Responsibilities: To oversee Murray's fitness training. Two of Little's key roles are working on injury prevention and Murray's stretching routines. He'll give Murray massages and ensure he follows a strict recovery routine - which usually involves ice baths - after practice and matches. Nutrition also comes under Little's remit. Murray aims to eat 6,000 calories a day during the season - ensured through six meals a day. He eats a mixture of lean proteins and complex carbohydrates, while processed food and sugar are banned. Murray does not drink alcohol and takes in at least six litres of water a day.

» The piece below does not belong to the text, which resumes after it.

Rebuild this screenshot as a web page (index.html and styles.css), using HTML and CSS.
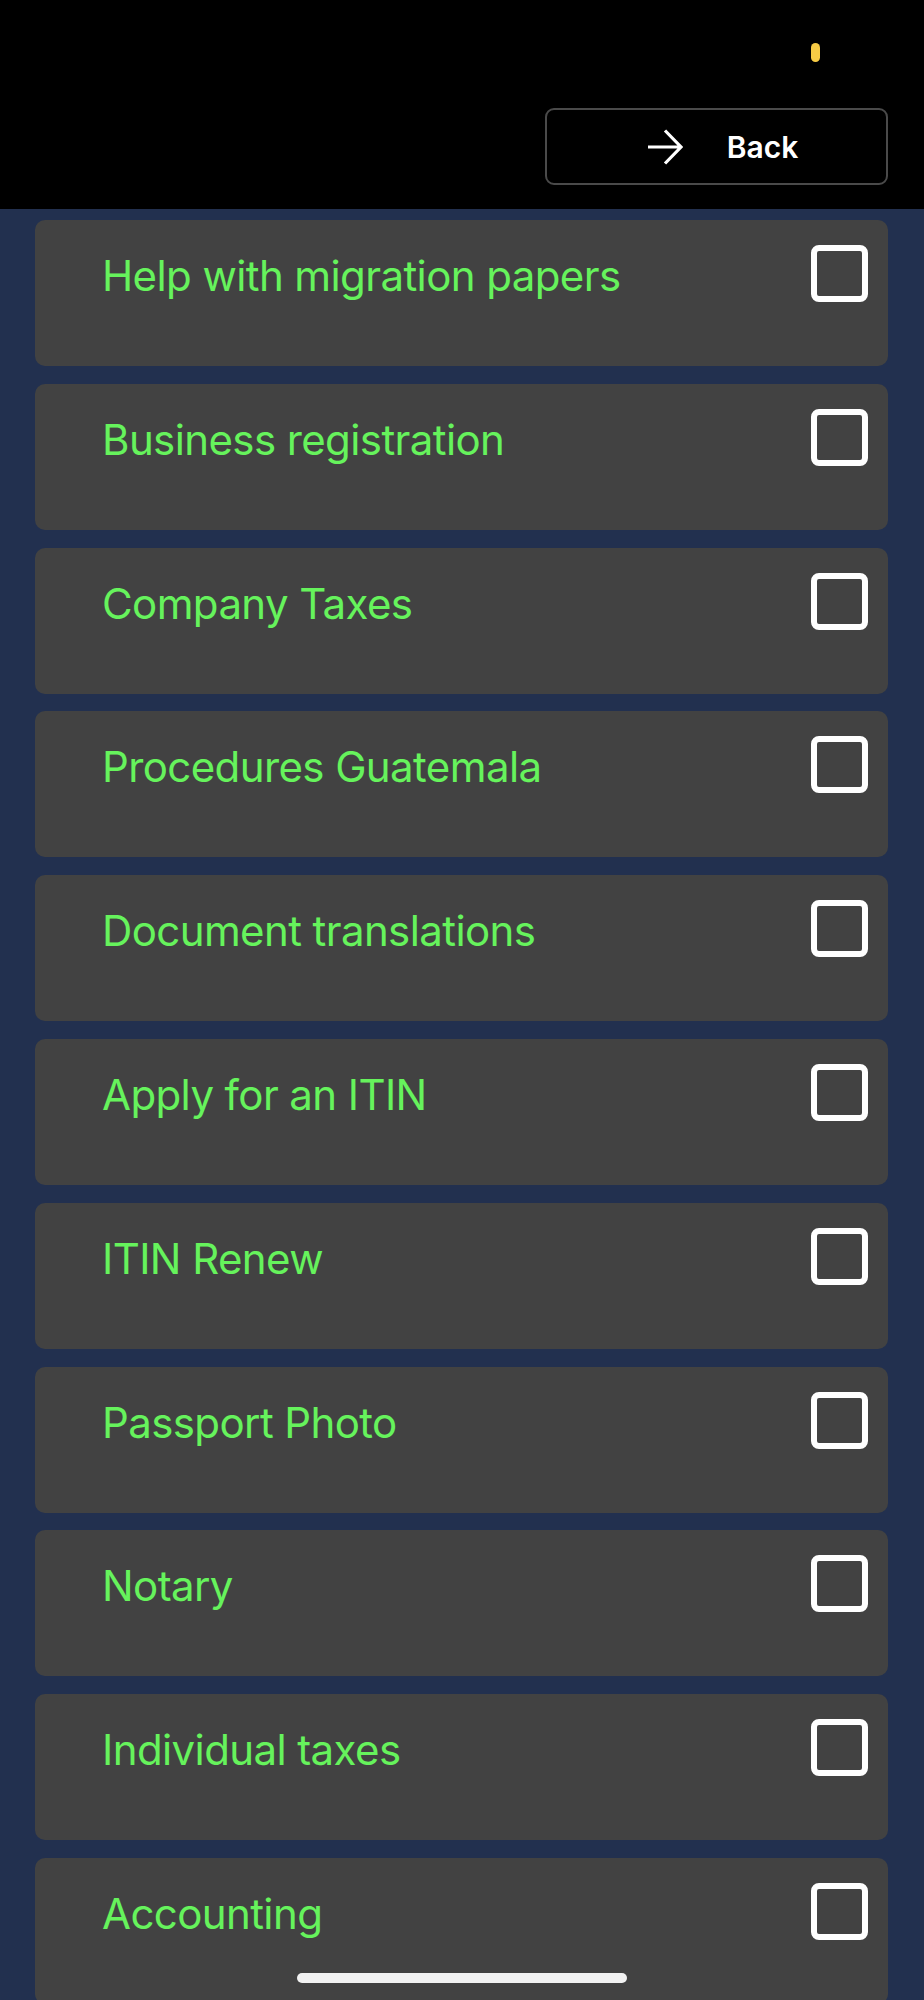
FILE: index.html
```html
<!DOCTYPE html>
<html lang="en">
<head>
    <meta charset="UTF-8">
    <meta name="viewport" content="width=device-width, initial-scale=1.0">
    <title>Services</title>
    <link rel="stylesheet" href="styles.css">
</head>
<body>
    <div id="header">
        <div class="status">
            <span class="dot"></span>
        </div>
        <div class="bar">
            <button id="back">
                <svg class="arrow" width="36" height="36" viewBox="0 0 36 36">
                    <path d="M1 18 H34 M18 1.5 L34 18 L18 34.5" fill="none" stroke="#fff" stroke-width="3.2"/>
                </svg>
                <span>Back</span>
            </button>
        </div>
    </div>

    <div id="list">
        <div class="item"><p>Help with migration papers</p><span class="check"></span></div>
        <div class="item"><p>Business registration</p><span class="check"></span></div>
        <div class="item"><p>Company Taxes</p><span class="check"></span></div>
        <div class="item"><p>Procedures Guatemala</p><span class="check"></span></div>
        <div class="item"><p>Document translations</p><span class="check"></span></div>
        <div class="item"><p>Apply for an ITIN</p><span class="check"></span></div>
        <div class="item"><p>ITIN Renew</p><span class="check"></span></div>
        <div class="item"><p>Passport Photo</p><span class="check"></span></div>
        <div class="item"><p>Notary</p><span class="check"></span></div>
        <div class="item"><p>Individual taxes</p><span class="check"></span></div>
        <div class="item"><p>Accounting</p><span class="check"></span></div>
    </div>

    <div id="home"></div>
</body>
</html>
```

FILE: styles.css
```css
* {
    padding: 0px;
    margin: 0px;
    box-sizing: border-box;
}
body {
    background-color: #22304f;
    font-family: Inter, "Noto Sans", sans-serif;
    height: 2000px;
    overflow: hidden;
}
#header {
    background-color: black;
    height: 209px;
}
.status {
    height: 108px;
    display: flex;
    justify-content: flex-end;
    padding: 43px 104px 0 0;
}
.dot {
    width: 9px;
    height: 19px;
    border-radius: 5px;
    background-color: #f7cb45;
}
.bar {
    display: flex;
    justify-content: flex-end;
    padding-right: 36px;
}
#back {
    width: 343px;
    height: 77px;
    background-color: black;
    border: 2px solid #4a4a4a;
    border-radius: 9px;
    color: white;
    font-family: Inter, sans-serif;
    font-size: 30px;
    font-weight: 600;
    display: flex;
    align-items: center;
    justify-content: center;
    gap: 44px;
    padding-left: 12px;
}
#list {
    padding: 11px 36px 0 35px;
    display: flex;
    flex-direction: column;
    gap: 17.8px;
}
.item {
    height: 146px;
    flex-shrink: 0;
    background-color: #424242;
    border-radius: 10px;
    display: flex;
    justify-content: space-between;
    align-items: flex-start;
    padding: 25px 20px 0 67px;
}
.item p {
    color: #66f35c;
    font-size: 42px;
    line-height: 57px;
    letter-spacing: -0.6px;
    padding-top: 2px;
}
.check {
    width: 57px;
    height: 57px;
    border: 6px solid white;
    border-radius: 8px;
}
#home {
    position: absolute;
    left: 297px;
    top: 1973px;
    width: 330px;
    height: 10px;
    border-radius: 5px;
    background-color: #f2f2f2;
}
```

ANDY IRELAND, physiotherapist

Age: 40

Nationality: British

Background: Graduated from Teesside University in 1993 with a BSc distinction in Physiotherapy. Worked in the NHS for the next seven years and has worked for Surrey Physio since its formation in May 2000. Provided resident physiotherapy cover for international tennis tournaments in the UK including Wimbledon, the LTA and Queen's Club. Now member of the Manipulative Association of Chartered Physiotherapists.

Responsibilities: Ireland works with Little and Green to maximise Murray's physical performance. With top-level tennis players putting their bodies under huge strain they can develop muscle imbalances, inflexibilities and weaknesses. By correcting these underlying problems, Ireland helps Murray to remain as injury-free as is possible and knows his body inside-out. When injuries do occur it is Ireland's role to minimise Murray's recovery time and maximise his healing rates. Recovery techniques following a match or a training session are an integral part of his work. His nickname - Needles - stems from his acupuncture skills.